Almanya’da göçmen geçmişine sahip 20 milyonu aşkın insan yaşıyor. Haberden öğreniyoruz ki, toplantıya katılanlar, »sığınmacıların, yerleşim hakkına sahip yabancıların ve ›asimile olmamış vatandaşlar‹ın sınır dışı edilmesini« tartışmış. Konuşmalara bakılırsa bu sonuncular, en büyük »sorun«muş. İnsanlar, »yanlış« ten rengine veya kökene sahipse ya da »yeterince asimile değilse«  Almanya'dan kovulmalıymış. Cümlenin devamı var: »Alman vatandaşı olsalar bile…«

Büroda bu cümleyi okuduğumda, tenimin rengine bakmadan, Alman vatandaşlığı için sorulacak belgelerden biri için gereken 43,90’ı tamamlamaya çalışıyordum:

»Sizde 40 Cent var mı?«

Sorduklarım, anlam veremeyen, hatta biraz da acıyan gözlerle bakıyor. Acaba boşuna mı uğraşıyorum? Ne köken koşulu tutuyor, ne de renk… Asimile olmak için de hem yaşım geç, hem fikriyatım engel... Bazı eyaletlerde vatandaşlık başvurusunda bulunanların, »İsrail'in devlet olarak var olma hakkını kabullendiğini beyan etmesi de gerekecek« diyorlar. Bir ülke vatandaşının, ikinci bir ülke vatandaşlığına başvururken, üçüncü bir ülkeyi tanıma mecburiyeti var yani… AfD’liler bunlara uymayanlara, »yüksek bir adaptasyon baskısı uygulanmasını« öneriyormuş. Olmazsa? Kuzey Afrika’da iki milyona yakın insanın yaşayabileceği bir »model ülke« kurulabilirmiş. Bu yeni »zorunlu sürgün ülkesi«nde, eğitim ve spor fırsatı da olacakmış. 

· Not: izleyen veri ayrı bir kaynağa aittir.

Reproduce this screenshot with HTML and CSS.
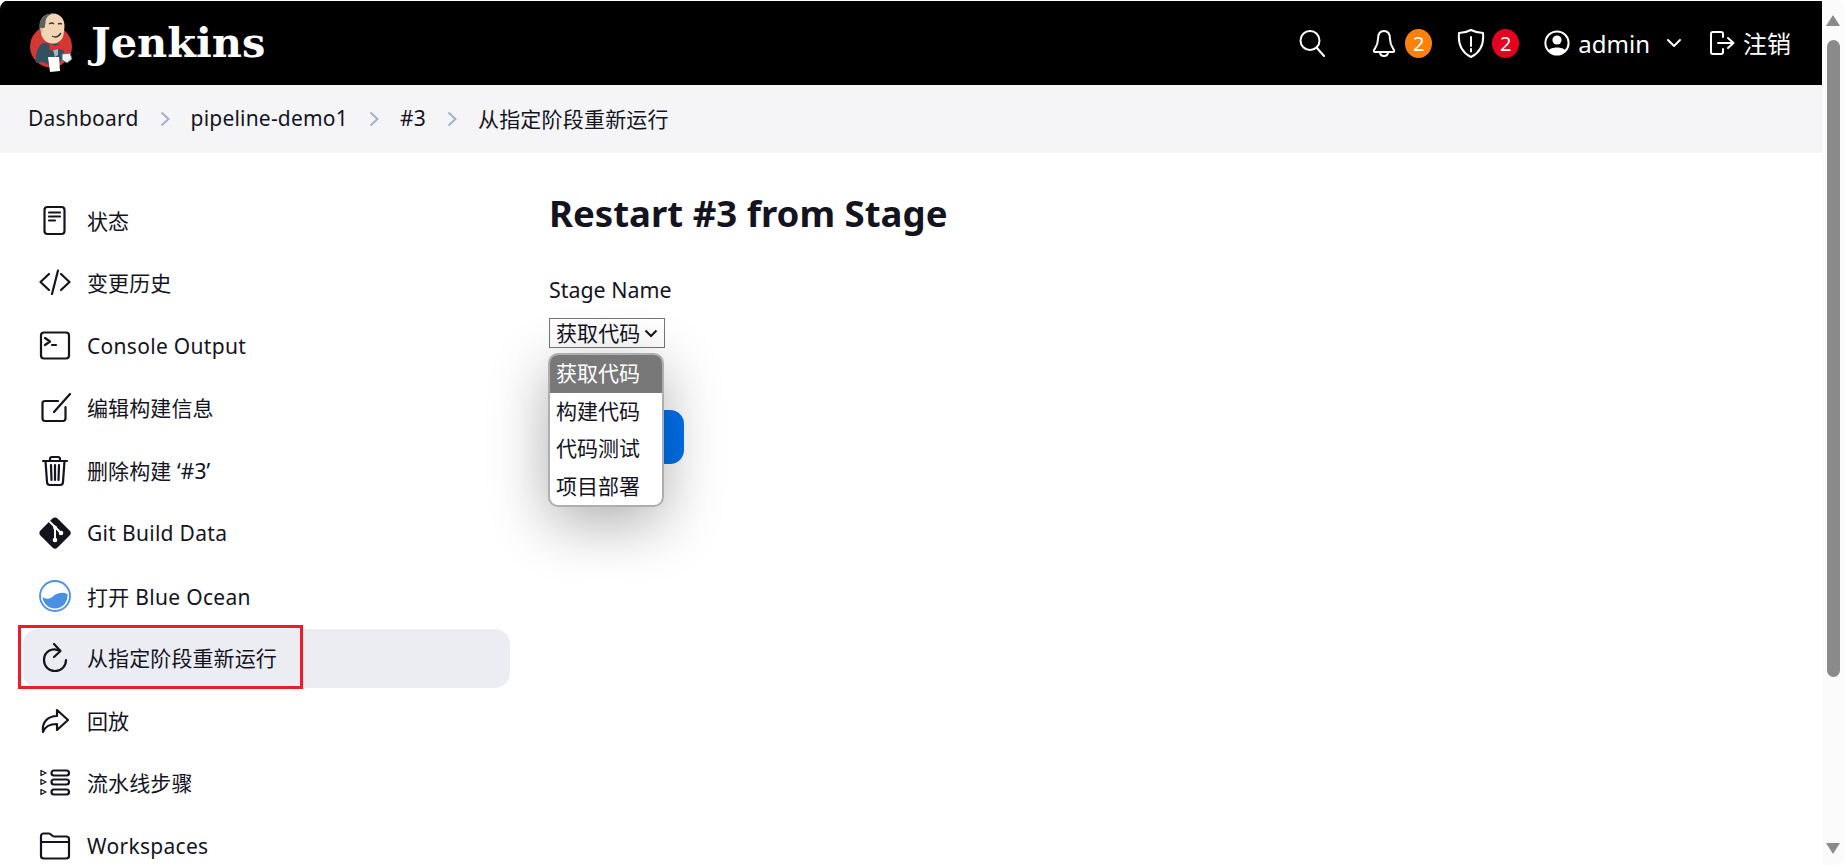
FILE: index.html
```html
<!DOCTYPE html>
<html lang="en">
<head>
    <meta charset="UTF-8">
    <title>Restart #3 from Stage - Jenkins</title>
    <link rel="stylesheet" href="styles.css">
</head>
<body>
<div class="window">
    <div class="page">

        <header class="topbar">
            <a class="brand" href="#">
                <svg class="butler" viewBox="0 0 44 60" width="44" height="60">
                    <circle cx="21" cy="33.500" r="21" fill="#d33833"/>
                    <path d="M6 50 C5 42 7 34 13 30 L31 31 C34 36 35 42 33 46 L28 50 L20 52 L12 49 Z" fill="#335061"/>
                    <path d="M10 12 C10 4 16 0.500 23 0.500 C30 0.500 35 6 34.500 14 L33.500 22 C32 28 27 31 22 30.500 C16 30 12 26 11 20 Z" fill="#f0d6b7"/>
                    <path d="M10.500 21 C7 10 11 1 23 0.500 C18 2 15.500 5 15.500 10 L14.500 15 L11.500 15 Z" fill="#5f5f5f"/>
                    <path d="M10 15 q3 -1 3.500 2 q0 3 -2.500 3 Z" fill="#e9bd9c"/>
                    <path d="M19 11 q3 -2 5 0 M28 11 q2 -1 4 0 M22 23 q5 3 9 -3" fill="none" stroke="#49322a" stroke-width="1.400"/>
                    <path d="M19 30 L25 33 L33 30 L33 37 L26 35.500 L20 38 Z" fill="#e82d2d"/>
                    <path d="M23 37 L28 36 L28 42 L25 44 Z" fill="#a6b6c1"/>
                    <path d="M18 44 L29 44 L30 58 L20 59 Z" fill="#fff"/>
                    <path d="M32 41 L40 40 L42 46 L37 50 L32 47 Z" fill="#f4f0ea" stroke="#49728b" stroke-width="1"/>
                </svg>
                <span class="wordmark">Jenkins</span>
            </a>
            <div class="topbar-actions">
                <svg class="top-icon search-icon" viewBox="0 0 26 28"><circle cx="11" cy="11.500" r="9.500"/><path d="M18 19 L25 27"/></svg>
                <svg class="top-icon bell-icon" viewBox="0 0 24 28"><path d="M12 2 C7.500 2 6 6 6 10 C6 16 4 18 2 21 C1.500 22.300 2 23 3 23 H21 C22 23 22.500 22.300 22 21 C20 18 18 16 18 10 C18 6 16.500 2 12 2 Z"/><path d="M8 23 C8 26 10 27 12 27 C14 27 16 26 16 23"/></svg>
                <span class="badge badge-orange">2</span>
                <svg class="top-icon shield-icon" viewBox="0 0 28 30"><path d="M14 2 C10 4 6 5 2 5 C1 15 4 24 14 29 C24 24 27 15 26 5 C22 5 18 4 14 2 Z"/><path d="M14 9 V18 M14 21 V23.500"/></svg>
                <span class="badge badge-red">2</span>
                <svg class="user-icon" viewBox="0 0 26 26"><circle cx="13" cy="13" r="11.600" fill="none" stroke="#fff" stroke-width="2"/><circle cx="13" cy="10" r="4.600" fill="#fff"/><path d="M4.600 20.500 C6.500 16.500 19.500 16.500 21.400 20.500 C17 25.500 9 25.500 4.600 20.500 Z" fill="#fff"/></svg>
                <span class="user-name">admin</span>
                <svg class="top-icon caret-icon" viewBox="0 0 16 10"><path d="M2 2 L8 8 L14 2"/></svg>
                <svg class="top-icon logout-icon" viewBox="0 0 26 26"><path d="M14 7 V4 C14 2.500 13 2 12 2 H4 C2.500 2 2 3 2 4 V22 C2 23.500 3 24 4 24 H12 C13 24 14 23.500 14 22 V19"/><path d="M9 13 H24 M19 8 L24.500 13 L19 18"/></svg>
                <span class="logout-label">注销</span>
            </div>
        </header>

        <nav class="breadcrumb">
            <a href="#">Dashboard</a>
            <svg class="crumb-sep" viewBox="0 0 10 16"><path d="M1.500 1.500 L8.500 8 L1.500 14.500"/></svg>
            <a href="#">pipeline-demo1</a>
            <svg class="crumb-sep" viewBox="0 0 10 16"><path d="M1.500 1.500 L8.500 8 L1.500 14.500"/></svg>
            <a href="#">#3</a>
            <svg class="crumb-sep" viewBox="0 0 10 16"><path d="M1.500 1.500 L8.500 8 L1.500 14.500"/></svg>
            <a href="#">从指定阶段重新运行</a>
        </nav>

        <div class="content">
            <aside class="sidebar">
                <a class="task" href="#">
                    <svg class="task-icon" viewBox="0 0 32 32"><rect x="5.500" y="2" width="20" height="27" rx="3"/><path d="M10 7.500 H21 M10 11.500 H21 M10 15.500 H16"/></svg>
                    <span class="label-cjk">状态</span>
                </a>
                <a class="task" href="#">
                    <svg class="task-icon" viewBox="0 0 32 32"><path d="M10 7 L1.500 15 L10 23 M22 7 L30.500 15 L22 23 M19 3.500 L13 27"/></svg>
                    <span class="label-cjk">变更历史</span>
                </a>
                <a class="task" href="#">
                    <svg class="task-icon" viewBox="0 0 32 32"><rect x="2" y="2.500" width="28" height="26" rx="3"/><path d="M6 8 L11 11.500 L6 15 M13 15 H17"/></svg>
                    <span>Console Output</span>
                </a>
                <a class="task" href="#">
                    <svg class="task-icon" viewBox="0 0 32 32"><path d="M19 9 H6 C4.500 9 3.500 10 3.500 11 V26 C3.500 28 4.500 29 6 29 H24 C25.500 29 26.500 28 26.500 26 V15"/><path d="M15 20 L31 2"/></svg>
                    <span class="label-cjk">编辑构建信息</span>
                </a>
                <a class="task" href="#">
                    <svg class="task-icon" viewBox="0 0 32 32"><path d="M4 6 H28 M11 6 V4 C11 2.500 12 2 13 2 H19 C20 2 21 2.500 21 4 V6"/><path d="M6.500 6 L8 27 C8 29 9 30 11 30 H21 C23 30 24 29 24 27 L25.500 6"/><path d="M12 10 L12.500 25 M16 10 V25 M20 10 L19.500 25"/></svg>
                    <span class="label-cjk">删除构建 ‘#3’</span>
                </a>
                <a class="task" href="#">
                    <svg class="task-icon git-icon" viewBox="0 0 32 32"><rect x="5" y="5" width="22" height="22" rx="2.500" transform="rotate(45 16 16)"/><path class="git-branch" d="M11 5 L22 16 M16 10 V23 M16 10 L22 16"/><circle class="git-node" cx="16" cy="10.500" r="2"/><circle class="git-node" cx="16" cy="23" r="2.300"/><circle class="git-node" cx="22" cy="16" r="2.300"/></svg>
                    <span>Git Build Data</span>
                </a>
                <a class="task" href="#">
                    <svg class="task-icon ocean-icon" viewBox="0 0 32 32"><circle cx="16" cy="16" r="15"/><path class="ocean-wave" d="M3.500 17 C8 20 11 19 15 15.500 C19 12.500 24 12 28.500 14 C29 23 23 28.500 16 28.500 C9 28.500 4 23 3.500 17 Z"/></svg>
                    <span>打开 Blue Ocean</span>
                </a>
                <a class="task task-active" href="#">
                    <svg class="task-icon" viewBox="0 0 32 32"><path d="M21 9 C13 4.500 5 10 5 18 C5 24.500 10 29 16 29 C22 29 27 24.500 27 18"/><path d="M15 2 L21.500 9 L15 15"/></svg>
                    <span class="label-cjk">从指定阶段重新运行</span>
                    <span class="task-outline"></span>
                </a>
                <a class="task" href="#">
                    <svg class="task-icon" viewBox="0 0 32 32"><path d="M18 5 L29 15 L18 25 V19 C11 19 6 21 4 27 C2.500 17 9 11 18 11 Z"/></svg>
                    <span class="label-cjk">回放</span>
                </a>
                <a class="task" href="#">
                    <svg class="task-icon" viewBox="0 0 32 32"><rect x="12.500" y="3.500" width="17.500" height="5" rx="2.500"/><rect x="12.500" y="12.500" width="17.500" height="5" rx="2.500"/><rect x="12.500" y="22.500" width="17.500" height="5" rx="2.500"/><path class="thin" d="M2 3.500 L7 6 L2 8.500 Z M2 12.500 L7 15 L2 17.500 Z M2 22.500 L7 25 L2 27.500 Z"/></svg>
                    <span class="label-cjk">流水线步骤</span>
                </a>
                <a class="task" href="#">
                    <svg class="task-icon" viewBox="0 0 32 32"><path d="M2 6 C2 4.500 3 3.500 4.500 3.500 H10 C12 3.500 13 6.500 15 6.500 H27 C29 6.500 30 7.500 30 9 V26 C30 27.500 29 28.500 27 28.500 H5 C3 28.500 2 27.500 2 26 Z M2 12 H30"/></svg>
                    <span>Workspaces</span>
                </a>
            </aside>

            <main class="main">
                <h1 class="title">Restart #3 from Stage</h1>
                <label class="field-label">Stage Name</label>
                <div class="select-wrap">
                    <div class="select-box">
                        <span class="label-cjk">获取代码</span>
                        <svg class="select-caret" viewBox="0 0 14 9"><path d="M1.500 1.500 L7 7 L12.500 1.500"/></svg>
                    </div>
                    <!-- open dropdown list, sits over the button -->
                    <ul class="select-list">
                        <li class="selected">获取代码</li>
                        <li>构建代码</li>
                        <li>代码测试</li>
                        <li>项目部署</li>
                    </ul>
                </div>
                <button class="run-button" aria-label="运行"></button>
            </main>
        </div>
    </div>

    <div class="scrollbar">
        <span class="arrow-up"></span>
        <span class="thumb"></span>
        <span class="arrow-down"></span>
    </div>
</div>
</body>
</html>
```

FILE: styles.css
```css
* {
    box-sizing: border-box;
}
html, body {
    height: 100%;
    margin: 0;
    background-color: #fff;
    overflow: hidden;
}
body {
    font-family: "Noto Sans", "Noto Sans CJK SC", sans-serif;
    color: #14141f;
    font-size: 21px;
}
a {
    color: inherit;
    text-decoration: none;
}

.window {
    display: flex;
    height: 865px;
    overflow: hidden;
    border-radius: 9px;
}
.page {
    flex: 1;
    min-width: 0;
    padding-top: 1px;
}

/* top bar */
.topbar {
    display: flex;
    align-items: center;
    justify-content: space-between;
    height: 84px;
    padding: 0 31px 0 30px;
    background-color: #000;
    color: #fff;
}
.brand {
    display: flex;
    align-items: center;
    gap: 17px;
}
.butler {
    display: block;
}
.wordmark {
    font-family: "DejaVu Serif", serif;
    font-weight: bold;
    font-size: 41.500px;
    line-height: 50px;
}
.topbar-actions {
    display: flex;
    align-items: center;
}
.top-icon {
    fill: none;
    stroke: #fff;
    stroke-width: 2;
    stroke-linecap: round;
    stroke-linejoin: round;
}
.search-icon {
    width: 26px;
    height: 28px;
    margin-right: 47px;
}
.bell-icon {
    width: 24px;
    height: 28px;
    margin-right: 9px;
}
.badge {
    display: flex;
    align-items: center;
    justify-content: center;
    width: 27px;
    height: 29px;
    border-radius: 50%;
    font-size: 20px;
    color: #fff;
}
.badge-orange {
    background-color: #fe820a;
    margin-right: 25px;
}
.badge-red {
    background-color: #e6001f;
    margin-right: 25px;
}
.shield-icon {
    width: 28px;
    height: 30px;
    margin-right: 7px;
}
.user-icon {
    width: 26px;
    height: 26px;
    margin-right: 8px;
}
.user-name {
    font-size: 24px;
    margin-right: 16px;
}
.caret-icon {
    width: 16px;
    height: 10px;
    margin-right: 27px;
}
.logout-icon {
    width: 26px;
    height: 26px;
    margin-right: 8px;
}
.logout-label {
    font-size: 24px;
    padding-bottom: 2px;
}

/* breadcrumb */
.breadcrumb {
    display: flex;
    align-items: center;
    height: 68px;
    padding: 0 0 2px 28px;
    background-color: #f5f5f8;
    font-size: 21px;
    letter-spacing: 0.2px;
}
.crumb-sep {
    width: 10px;
    height: 16px;
    margin: 2px 21px 0;
    fill: none;
    stroke: #9fb3cc;
    stroke-width: 2;
}

/* left task list */
.content {
    display: flex;
}
.sidebar {
    width: 487px;
    margin: 38px 0 0 23px;
    flex: none;
    letter-spacing: 0.3px;
}
.task {
    position: relative;
    display: flex;
    align-items: center;
    gap: 16px;
    height: 59.500px;
    margin-bottom: 3px;
    padding-left: 16px;
    border-radius: 15px;
}
/* the CJK fallback sits a bit low in the line box */
.label-cjk {
    padding-bottom: 2px;
    letter-spacing: 0.1px;
}
.task-active {
    background-color: #ecedf3;
}
.task-outline {
    position: absolute;
    left: -5px;
    top: -4px;
    width: 285px;
    height: 64px;
    border: 3px solid #ee1c25;
}
.task-icon {
    width: 32px;
    height: 32px;
    flex: none;
    fill: none;
    stroke: #14141f;
    stroke-width: 2.200;
    stroke-linecap: round;
    stroke-linejoin: round;
}
.task-icon .thin {
    stroke-width: 1.300;
}
.git-icon {
    fill: #14141f;
}
.git-icon .git-branch {
    stroke: #fff;
    stroke-width: 2;
    fill: none;
}
.git-icon .git-node {
    fill: #fff;
    stroke: none;
}
.ocean-icon {
    stroke: #4a90e2;
    stroke-width: 1.800;
}
.ocean-icon .ocean-wave {
    fill: #4a90e2;
    stroke: none;
}

/* main form */
.main {
    position: relative;
    margin-left: 39px;
    padding-top: 31px;
}
.title {
    margin: 0;
    font-size: 36.600px;
    line-height: 58px;
    font-weight: bold;
}
.field-label {
    display: block;
    margin-top: 33px;
    font-size: 21.400px;
    line-height: 30px;
}
.select-wrap {
    position: relative;
    width: 116px;
    margin-top: 13px;
}
.select-box {
    display: flex;
    align-items: center;
    justify-content: space-between;
    height: 30px;
    padding: 0 6px;
    background-color: #fff;
    border: 1px solid #767676;
    font-size: 21px;
}
.select-caret {
    width: 14px;
    height: 9px;
    fill: none;
    stroke: #14141f;
    stroke-width: 2;
}
.select-list {
    position: absolute;
    left: -1px;
    top: 35px;
    width: 116px;
    margin: 0;
    padding: 0;
    list-style: none;
    background-color: #fff;
    border: 2px solid #aeaeae;
    border-radius: 10px;
    overflow: hidden;
    box-shadow: 0 16px 60px rgba(0, 0, 0, 0.32);
    font-size: 21px;
}
.select-list li {
    height: 37.500px;
    line-height: 36px;
    padding-left: 6px;
}
.select-list .selected {
    background-color: #787878;
    color: #fff;
}
/* brighter than it ends up, the list's shadow falls on it */
.run-button {
    display: block;
    width: 135px;
    height: 54px;
    margin-top: 62px;
    border: 0;
    border-radius: 14px;
    background-color: #0072ee;
}

/* scrollbar drawn by hand, the page itself does not scroll */
.scrollbar {
    position: relative;
    width: 23px;
    flex: none;
    background-color: #fbfbfb;
}
.thumb {
    position: absolute;
    left: 5px;
    top: 40px;
    width: 13px;
    height: 637px;
    background-color: #8a8a8a;
    border-radius: 7px;
}
.arrow-up, .arrow-down {
    position: absolute;
    left: 4px;
    width: 0;
    height: 0;
    border-left: 7.500px solid transparent;
    border-right: 7.500px solid transparent;
}
.arrow-up {
    top: 15px;
    border-bottom: 11px solid #8a8a8a;
}
.arrow-down {
    bottom: 11px;
    border-top: 11px solid #8a8a8a;
}
```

»Master plan« yaparken sporumuza kadar tüm detayları düşünenler, gözlerimi yaşartıyor; AfD’ye oy verecek taksi şoförüyle Madagaskar’da futbol oynadığımızı hayal ediyorum. Bir yandan da vatandaşlık için bozuk para aramaya devam ediyorum.

***

Sonunda para denkleşti. Belediye binasına doğru giderken telefonumun küçük ekranında, İtalya’daki kara gömlekli faşistlerin gösterisini izliyorum. Devasa traktörler hala yol kenarında homurtuyla geçit yapıyor.  

Saat tam 14;00’te avcumdaki 43,90 Euro’yu belediye görevlisinin önüne gururla bırakıyorum. Vatandaşlığa hazırım artık… Acaba Almanya da hazır mı?